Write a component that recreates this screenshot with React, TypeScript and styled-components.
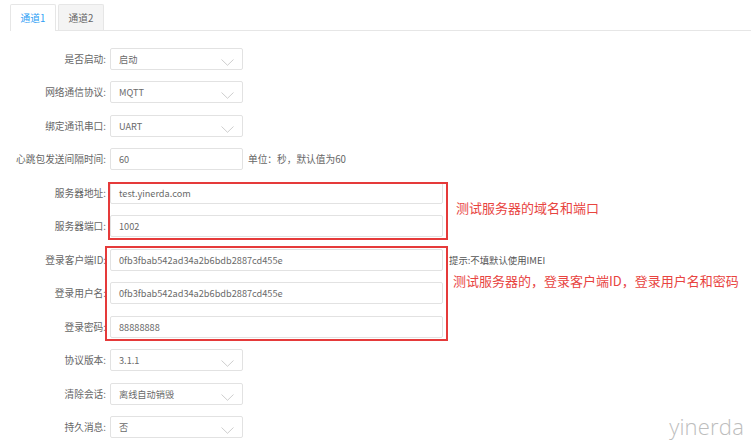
import styled, { createGlobalStyle } from 'styled-components'

const GlobalStyle = createGlobalStyle`
  html, body {
    margin: 0;
    padding: 0;
    background: #fff;
  }
  body {
    font-family: "Noto Sans CJK SC", "Noto Sans", sans-serif;
    color: #666;
  }
`

const Page = styled.div`
  position: relative;
  width: 751px;
  height: 445px;
  overflow: hidden;
`

const TabBar = styled.div`
  display: flex;
  gap: 2px;
  margin-left: 10px;
  padding-top: 4px;
  border-bottom: 1px solid #e6e6e6;
`

const Tab = styled.div<{ $active?: boolean }>`
  width: 46px;
  height: 26px;
  box-sizing: border-box;
  display: flex;
  align-items: center;
  justify-content: center;
  font-size: 9.7px;
  border: 1px solid #e6e6e6;
  border-bottom: none;
  border-radius: 2px 2px 0 0;
  margin-bottom: -1px;
  color: ${(p) => (p.$active ? '#2d9ef5' : '#666')};
  background: ${(p) => (p.$active ? '#fff' : '#f4f4f4')};
  ${(p) => (p.$active ? 'height: 27px;' : '')}
`

const Form = styled.div`
  padding-top: 11px;
`

const Row = styled.div`
  display: flex;
  align-items: center;
  height: 33.5px;
`

const Label = styled.div`
  width: 110px;
  padding-right: 4px;
  box-sizing: border-box;
  text-align: right;
  font-size: 9.7px;
  color: #666;
  white-space: nowrap;
`

const Field = styled.div<{ $wide?: boolean }>`
  position: relative;
  width: ${(p) => (p.$wide ? '333px' : '133px')};
  height: 22px;
  box-sizing: border-box;
  border: 1px solid #e2e2e2;
  border-radius: 2px;
  padding-left: 8px;
  display: flex;
  align-items: center;
  font-size: 9.2px;
  color: #6a6a6a;
  background: #fff;
`

const Arrow = styled.svg`
  position: absolute;
  right: 8px;
  top: 10px;
`

const Suffix = styled.span`
  margin-left: 5px;
  font-size: 9.7px;
  color: #666;
  white-space: nowrap;
`

const Hint = styled.span`
  margin-left: 6px;
  font-size: 9.4px;
  color: #555;
  white-space: nowrap;
`

const Group = styled.div`
  position: relative;
`

const Frame = styled.div<{ $left: number; $width: number; $top: number; $bottom: number }>`
  position: absolute;
  left: ${(p) => p.$left}px;
  width: ${(p) => p.$width}px;
  top: ${(p) => p.$top}px;
  bottom: ${(p) => p.$bottom}px;
  box-sizing: border-box;
  border: 2px solid #e53a3a;
  pointer-events: none;
`

const Note = styled.div<{ $left: number; $top: number }>`
  position: absolute;
  left: ${(p) => p.$left}px;
  top: ${(p) => p.$top}px;
  font-size: 13px;
  line-height: 16px;
  color: #e8443f;
  white-space: nowrap;
`

const Watermark = styled.div`
  position: absolute;
  right: 7px;
  bottom: 4px;
  font-family: "Open Sans", "Noto Sans", sans-serif;
  font-weight: 300;
  font-size: 22px;
  color: #bdbdbd;
  letter-spacing: 0.2px;
`

function Chevron() {
  return (
    <Arrow width="13" height="7" viewBox="0 0 13 7">
      <path d="M0.5 0.5 L6.5 6.3 L12.5 0.5" fill="none" stroke="#c8c8c8" strokeWidth="0.9" />
    </Arrow>
  )
}

function SelectRow({ label, value }: { label: string; value: string }) {
  return (
    <Row>
      <Label>{label}</Label>
      <Field>
        {value}
        <Chevron />
      </Field>
    </Row>
  )
}

function InputRow({ label, value, hint }: { label: string; value: string; hint?: string }) {
  return (
    <Row>
      <Label>{label}</Label>
      <Field $wide>{value}</Field>
      {hint && <Hint>{hint}</Hint>}
    </Row>
  )
}

export default function App() {
  return (
    <Page>
      <GlobalStyle />
      <TabBar>
        <Tab $active>通道1</Tab>
        <Tab>通道2</Tab>
      </TabBar>

      <Form>
        <SelectRow label="是否启动:" value="启动" />
        <SelectRow label="网络通信协议:" value="MQTT" />
        <SelectRow label="绑定通讯串口:" value="UART" />
        <Row>
          <Label>心跳包发送间隔时间:</Label>
          <Field>60</Field>
          <Suffix>单位：秒，默认值为60</Suffix>
        </Row>

        <Group>
          <InputRow label="服务器地址:" value="test.yinerda.com" />
          <InputRow label="服务器端口:" value="1002" />
          <Frame $left={108} $width={340} $top={6} $bottom={3} />
          <Note $left={456} $top={24}>测试服务器的域名和端口</Note>
        </Group>

        <Group>
          <InputRow
            label="登录客户端ID:"
            value="0fb3fbab542ad34a2b6bdb2887cd455e"
            hint="提示:不填默认使用IMEI"
          />
          <InputRow label="登录用户名:" value="0fb3fbab542ad34a2b6bdb2887cd455e" />
          <InputRow label="登录密码:" value="88888888" />
          <Frame $left={105} $width={343} $top={3} $bottom={3} />
          <Note $left={453} $top={30}>测试服务器的，登录客户端ID，登录用户名和密码</Note>
        </Group>

        <SelectRow label="协议版本:" value="3.1.1" />
        <SelectRow label="清除会话:" value="离线自动销毁" />
        <SelectRow label="持久消息:" value="否" />
      </Form>

      <Watermark>yinerda</Watermark>
    </Page>
  )
}
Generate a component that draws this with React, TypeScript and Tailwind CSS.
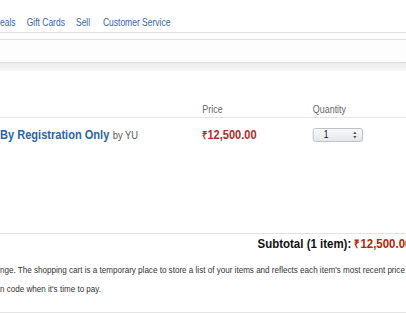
import React from "react";

export default function App() {
  const font = { fontFamily: "'Liberation Sans', Arial, Helvetica, sans-serif" };
  return (
    <div className="w-[406px] h-[314px] overflow-hidden bg-white" style={font}>
      <div className="w-[478px] h-[314px] origin-top-left scale-x-[0.85] relative">
        {/* nav */}
        <div className="h-[33px] border-b border-[#e2e2e2] flex items-start pt-[17px] text-[10px] leading-[12px] text-[#3565a3] whitespace-nowrap">
          <span>eals</span>
          <span className="ml-[13px]">Gift Cards</span>
          <span className="ml-[13px]">Sell</span>
          <span className="ml-[15px]">Customer Service</span>
        </div>
        <div className="h-[6px]" />
        <div className="h-[24px] border-t border-b border-[#e0e0e0] bg-[#fdfdfd]" />
        <div className="h-[8px] bg-gradient-to-b from-[#ebebeb] to-[#f7f7f7]" />

        {/* header */}
        <div className="mt-[32px] grid grid-cols-[238px_130px_1fr] text-[10.5px] leading-[12px] text-[#666] border-b border-[#e5e5e5] pb-[2px]">
          <span />
          <span>Price</span>
          <span>Quantity</span>
        </div>

        {/* item row */}
        <div className="mt-[7px] grid grid-cols-[238px_130px_1fr] items-center h-[15px] whitespace-nowrap">
          <div className="flex items-baseline">
            <span className="text-[13px] font-bold text-[#2a63b0]">By Registration Only</span>
            <span className="ml-[4px] text-[11px] text-[#555]">by YU</span>
          </div>
          <span className="text-[13px] font-bold text-[#b12b28]">
            <span className="text-[11px]">₹</span>12,500.00
          </span>
          <div className="w-[59px] h-[14px] rounded-[3px] border border-[#b9bcc1] bg-gradient-to-b from-[#f7f8fa] to-[#e4e6e9] flex items-center text-[10px] text-[#111]">
            <span className="ml-[12px] leading-[12px]">1</span>
            <svg className="ml-auto mr-[6px]" width="5" height="8" viewBox="0 0 5 8">
              <path d="M2.5 0.5 L4.5 3 L0.5 3 Z" fill="#555" />
              <path d="M2.5 7.5 L4.5 5 L0.5 5 Z" fill="#555" />
            </svg>
          </div>
        </div>

        {/* divider + subtotal */}
        <div className="mt-[93px] border-t border-[#e3e3e3]" />
        <div className="mt-[2px] h-[16px] whitespace-nowrap text-[13.5px] font-bold leading-[16px] pl-[303px] text-[#111]">
          Subtotal (1 item): <span className="text-[#b12704]"><span className="text-[11.5px]">₹</span>12,500.00</span>
        </div>

        <div className="mt-[8px] text-[9.5px] leading-[19px] text-[#333] whitespace-nowrap">
          <div>nge. The shopping cart is a temporary place to store a list of your items and reflects each item's most recent price</div>
          <div>n code when it's time to pay.</div>
        </div>
        <div className="absolute left-0 right-0 top-[312px] border-t border-[#e3e3e3]" />
      </div>
    </div>
  );
}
□ □ □ □
WHAT IS ASKED:
Above are the records. Copy word for word only their lines from the one holding "Generate a component" through the one holding "import React from", both included, and skip the images.

RESULT OF THIS TASK:
Generate a component that draws this with React, TypeScript and Tailwind CSS.
import React from "react";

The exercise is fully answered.